Exercise input =
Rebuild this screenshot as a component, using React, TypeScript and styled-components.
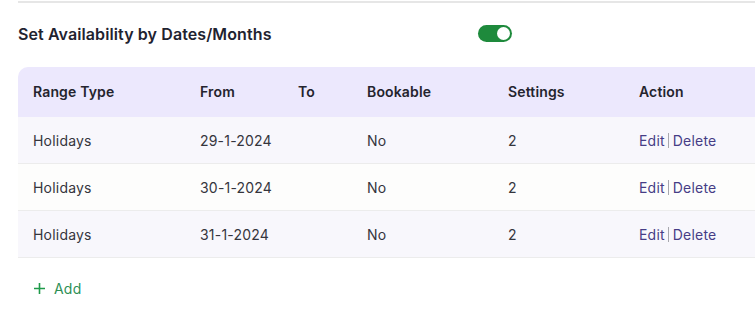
import React from "react";
import styled, { createGlobalStyle } from "styled-components";

const Global = createGlobalStyle`
  html, body { margin: 0; padding: 0; background: #ffffff; overflow: hidden; }
  body { font-family: Inter, "Noto Sans", sans-serif; -webkit-font-smoothing: antialiased; }
`;

const Page = styled.div`
  width: 760px;
  padding-left: 18px;
  box-sizing: border-box;
`;

const Divider = styled.div`
  margin-top: 1px;
  height: 2px;
  background: #e6e6e6;
`;

const TitleRow = styled.div`
  height: 64px;
  display: grid;
  grid-template-columns: 460px auto;
  align-items: center;
`;

const Title = styled.h2`
  margin: 0 0 2px;
  font-size: 16px;
  font-weight: 600;
  color: #1f2330;
  letter-spacing: 0.1px;
`;

const Toggle = styled.div<{ $on: boolean }>`
  width: 34px;
  height: 17px;
  border-radius: 9px;
  background: ${(p) => (p.$on ? "#1e8a3c" : "#ccc")};
  position: relative;
  margin-top: -4px;
  &::after {
    content: "";
    position: absolute;
    top: 2px;
    left: ${(p) => (p.$on ? "19px" : "2px")};
    width: 13px;
    height: 13px;
    border-radius: 50%;
    background: #fff;
  }
`;

const Table = styled.div`
  width: 800px;
  border-top-left-radius: 10px;
  overflow: hidden;
`;

const cols = "167px 98px 69px 141px 131px 1fr";

const HeaderRow = styled.div`
  display: grid;
  grid-template-columns: ${cols};
  height: 50px;
  box-sizing: border-box;
  padding-bottom: 1px;
  align-items: center;
  background: #ece8fd;
`;

const HeadCell = styled.div`
  padding-left: 15px;
  font-size: 14px;
  font-weight: 600;
  letter-spacing: 0.15px;
  color: #24242e;
`;

const Row = styled.div<{ $alt: boolean }>`
  display: grid;
  grid-template-columns: ${cols};
  height: 47px;
  box-sizing: border-box;
  padding-top: 1px;
  align-items: center;
  border-bottom: 1px solid #ececec;
  background: ${(p) => (p.$alt ? "#f8f7fc" : "#fdfdfc")};
`;

const Cell = styled.div`
  padding-left: 15px;
  font-size: 14px;
  letter-spacing: 0.2px;
  color: #35353d;
`;

const Actions = styled.div`
  padding-left: 15px;
  display: flex;
  align-items: center;
  font-size: 14px;
  letter-spacing: 0.2px;
  color: #463d86;
`;

const Sep = styled.span`
  width: 1px;
  height: 15px;
  background: #a8a8ae;
  margin: 0 4px 0 3px;
`;

const AddRow = styled.div`
  height: 60px;
  display: flex;
  align-items: center;
  padding-left: 15px;
  gap: 8px;
  color: #2e8f55;
  font-size: 14px;
  letter-spacing: 0.2px;
`;

const rows = [
  { type: "Holidays", from: "29-1-2024", to: "", bookable: "No", settings: "2" },
  { type: "Holidays", from: "30-1-2024", to: "", bookable: "No", settings: "2" },
  { type: "Holidays", from: "31-1-2024", to: "", bookable: "No", settings: "2" },
];

export default function App() {
  return (
    <>
      <Global />
      <Page>
        <Divider />
        <TitleRow>
          <Title>Set Availability by Dates/Months</Title>
          <Toggle $on />
        </TitleRow>
        <Table>
          <HeaderRow>
            <HeadCell>Range Type</HeadCell>
            <HeadCell>From</HeadCell>
            <HeadCell>To</HeadCell>
            <HeadCell>Bookable</HeadCell>
            <HeadCell>Settings</HeadCell>
            <HeadCell>Action</HeadCell>
          </HeaderRow>
          {rows.map((r, i) => (
            <Row key={i} $alt={i % 2 === 0}>
              <Cell>{r.type}</Cell>
              <Cell>{r.from}</Cell>
              <Cell>{r.to}</Cell>
              <Cell>{r.bookable}</Cell>
              <Cell>{r.settings}</Cell>
              <Actions>
                <span>Edit</span>
                <Sep />
                <span>Delete</span>
              </Actions>
            </Row>
          ))}
        </Table>
        <AddRow>
          <svg width="13" height="13" viewBox="0 0 13 13">
            <path d="M6.5 1v11M1 6.5h11" stroke="#1f9a4a" strokeWidth="1.6" />
          </svg>
          <span>Add</span>
        </AddRow>
      </Page>
    </>
  );
}
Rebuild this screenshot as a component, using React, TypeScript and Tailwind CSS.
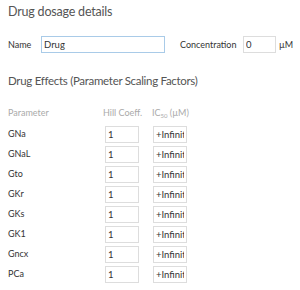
const params = ["GNa", "GNaL", "Gto", "GKr", "GKs", "GK1", "Gncx", "PCa"];

export default function App() {
  return (
    <div className="w-[300px] h-[290px] bg-white pl-2 pt-[3px] font-['Lato','Open_Sans',sans-serif] text-[#333] overflow-hidden">
      <h2 className="text-[12.5px] leading-[18px] tracking-[-0.2px] text-[#555]">Drug dosage details</h2>

      <div className="mt-[15px] flex items-center h-[17px] text-[9px]">
        <span className="w-[33px]">Name</span>
        <input
          defaultValue="Drug"
          className="w-[124px] h-[17px] border border-[#a9cbe8] px-[2px] text-[9.5px] outline-none"
        />
        <span className="ml-[15px] w-[63px]">Concentration</span>
        <input
          defaultValue="0"
          className="w-[33px] h-[17px] border border-[#ddd] px-[2px] text-[9.5px] outline-none"
        />
        <span className="ml-[3px]">µM</span>
      </div>

      <h2 className="mt-[19px] text-[11.5px] leading-[18px] tracking-[-0.3px] text-[#555]">
        Drug Effects (Parameter Scaling Factors)
      </h2>

      <div className="mt-[16px] grid grid-cols-[97px_48px_60px] text-[9px]">
        <div className="text-[#aaa] leading-[14px]">Parameter</div>
        <div className="text-[#aaa] leading-[14px] -ml-[2px]">Hill Coeff.</div>
        <div className="text-[#aaa] leading-[14px] -ml-[1px] whitespace-nowrap">
          IC<sub className="text-[6px]">50</sub> (µM)
        </div>
        {params.map((p, i) => (
          <div key={p} className="contents">
            <div className={`h-[20px] flex items-center ${i === 0 ? "mt-[4px]" : ""}`}>{p}</div>
            <div className={`h-[20px] flex items-center ${i === 0 ? "mt-[4px]" : ""}`}>
              <input
                defaultValue="1"
                className="w-[34px] h-[17px] border border-[#ddd] px-[2px] text-[9.5px] outline-none"
              />
            </div>
            <div className={`h-[20px] flex items-center ${i === 0 ? "mt-[4px]" : ""}`}>
              <input
                defaultValue="+Infinity"
                className="w-[34px] h-[17px] border border-[#ddd] px-[2px] text-[9.5px] outline-none"
              />
            </div>
          </div>
        ))}
      </div>
    </div>
  );
}
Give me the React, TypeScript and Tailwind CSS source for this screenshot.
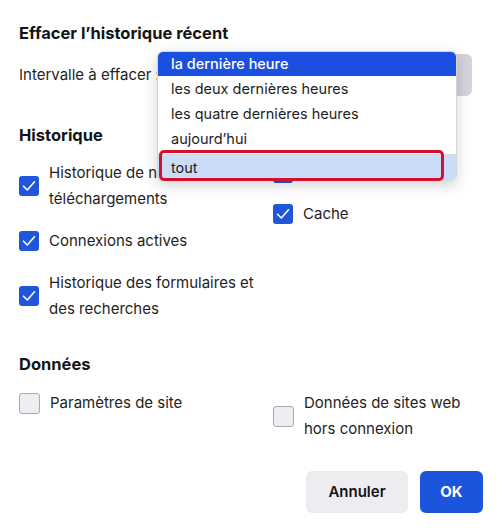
function Box(props: { checked?: boolean }) {
  if (props.checked) {
    return (
      <span className="flex h-[20px] w-[20px] shrink-0 items-center justify-center rounded-[3px] bg-[#1f56dc]">
        <svg width="16" height="16" viewBox="0 0 16 16" fill="none">
          <path d="M2.5 8.2 L6.3 12 L13.5 3.8" stroke="white" strokeWidth="1.6" strokeLinecap="round" strokeLinejoin="round" />
        </svg>
      </span>
    )
  }
  return <span className="h-[21px] w-[21px] shrink-0 rounded-[3px] border border-[#a9a9b0] bg-[#ededf2]" />
}

function Option(props: { lines: string[]; checked?: boolean }) {
  return (
    <div className="flex items-center gap-[10px]">
      <Box checked={props.checked} />
      <div className="leading-[26px]">
        {props.lines.map((l) => (
          <div key={l}>{l}</div>
        ))}
      </div>
    </div>
  )
}

export default function App() {
  const ranges = ["la dernière heure", "les deux dernières heures", "les quatre dernières heures", "aujourd’hui"]

  return (
    <div className="relative h-[531px] w-[500px] overflow-hidden bg-white px-[19px] font-['Inter',sans-serif] text-[15px] text-[#1e1e22]">
      <h1 className="pt-[23px] text-[16.5px] font-bold leading-[20px] text-[#141416]">Effacer l’historique récent</h1>

      <div className="mt-[11px] flex h-[42px] items-center">
        <span className="w-[138px] whitespace-nowrap">Intervalle à effacer :</span>
        <div className="h-[42px] w-[315px] rounded-[6px] bg-[#d3d3d9]" />
      </div>

      <h2 className="mt-[29px] text-[16.5px] font-bold leading-[20px] text-[#141416]">Historique</h2>

      <div className="mt-[15px] grid grid-cols-[254px_1fr]">
        <div className="flex flex-col gap-[16px]">
          <Option checked lines={["Historique de navigation et des", "téléchargements"]} />
          <Option checked lines={["Connexions actives"]} />
          <Option checked lines={["Historique des formulaires et", "des recherches"]} />
        </div>
        <div className="flex flex-col gap-[15px]">
          <Option checked lines={["Cookies"]} />
          <Option checked lines={["Cache"]} />
        </div>
      </div>

      <h2 className="mt-[32px] text-[16.5px] font-bold leading-[20px] text-[#141416]">Données</h2>

      <div className="mt-[16px] grid grid-cols-[254px_1fr]">
        <div className="flex items-start">
          <Option lines={["Paramètres de site"]} />
        </div>
        <Option lines={["Données de sites web", "hors connexion"]} />
      </div>

      <div className="mt-[29px] flex justify-end gap-[12px]">
        <button className="h-[42px] w-[102px] rounded-[6px] bg-[#ededf1] font-semibold text-[#141416]">Annuler</button>
        <button className="mr-[-2px] h-[42px] w-[63px] rounded-[6px] bg-[#1a55dc] font-bold text-white">OK</button>
      </div>

      <div className="absolute left-[157px] top-[51px] w-[300px] rounded-[6px] border border-[#d5d5da] bg-white text-[14.5px] shadow-[0_4px_14px_rgba(0,0,0,0.18)]">
        {ranges.map((r, i) => (
          <div
            key={r}
            className={
              i === 0
                ? "h-[24px] rounded-t-[5px] bg-[#1a4fe0] px-[13px] font-medium leading-[24px] text-white"
                : "h-[25px] px-[13px] leading-[25px]"
            }
          >
            {r}
          </div>
        ))}
        <div className="mt-[3px] h-[26px] rounded-b-[5px] border-t border-[#d8d8de] bg-[#cadcf6] px-[13px] leading-[26px]">tout</div>
      </div>
      <div className="absolute left-[159px] top-[150px] h-[31px] w-[285px] rounded-[5px] border-[3px] border-[#d3112f]" />
    </div>
  )
}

Prompt =
Repeat the lines of the listing above verbatim, beginning at its first line and ending at the line containing "98px 69px 141px", which is included. Omit pictures.

Result of the exercise =
Rebuild this screenshot as a component, using React, TypeScript and styled-components.
import React from "react";
import styled, { createGlobalStyle } from "styled-components";

const Global = createGlobalStyle`
  html, body { margin: 0; padding: 0; background: #ffffff; overflow: hidden; }
  body { font-family: Inter, "Noto Sans", sans-serif; -webkit-font-smoothing: antialiased; }
`;

const Page = styled.div`
  width: 760px;
  padding-left: 18px;
  box-sizing: border-box;
`;

const Divider = styled.div`
  margin-top: 1px;
  height: 2px;
  background: #e6e6e6;
`;

const TitleRow = styled.div`
  height: 64px;
  display: grid;
  grid-template-columns: 460px auto;
  align-items: center;
`;

const Title = styled.h2`
  margin: 0 0 2px;
  font-size: 16px;
  font-weight: 600;
  color: #1f2330;
  letter-spacing: 0.1px;
`;

const Toggle = styled.div<{ $on: boolean }>`
  width: 34px;
  height: 17px;
  border-radius: 9px;
  background: ${(p) => (p.$on ? "#1e8a3c" : "#ccc")};
  position: relative;
  margin-top: -4px;
  &::after {
    content: "";
    position: absolute;
    top: 2px;
    left: ${(p) => (p.$on ? "19px" : "2px")};
    width: 13px;
    height: 13px;
    border-radius: 50%;
    background: #fff;
  }
`;

const Table = styled.div`
  width: 800px;
  border-top-left-radius: 10px;
  overflow: hidden;
`;

const cols = "167px 98px 69px 141px 131px 1fr";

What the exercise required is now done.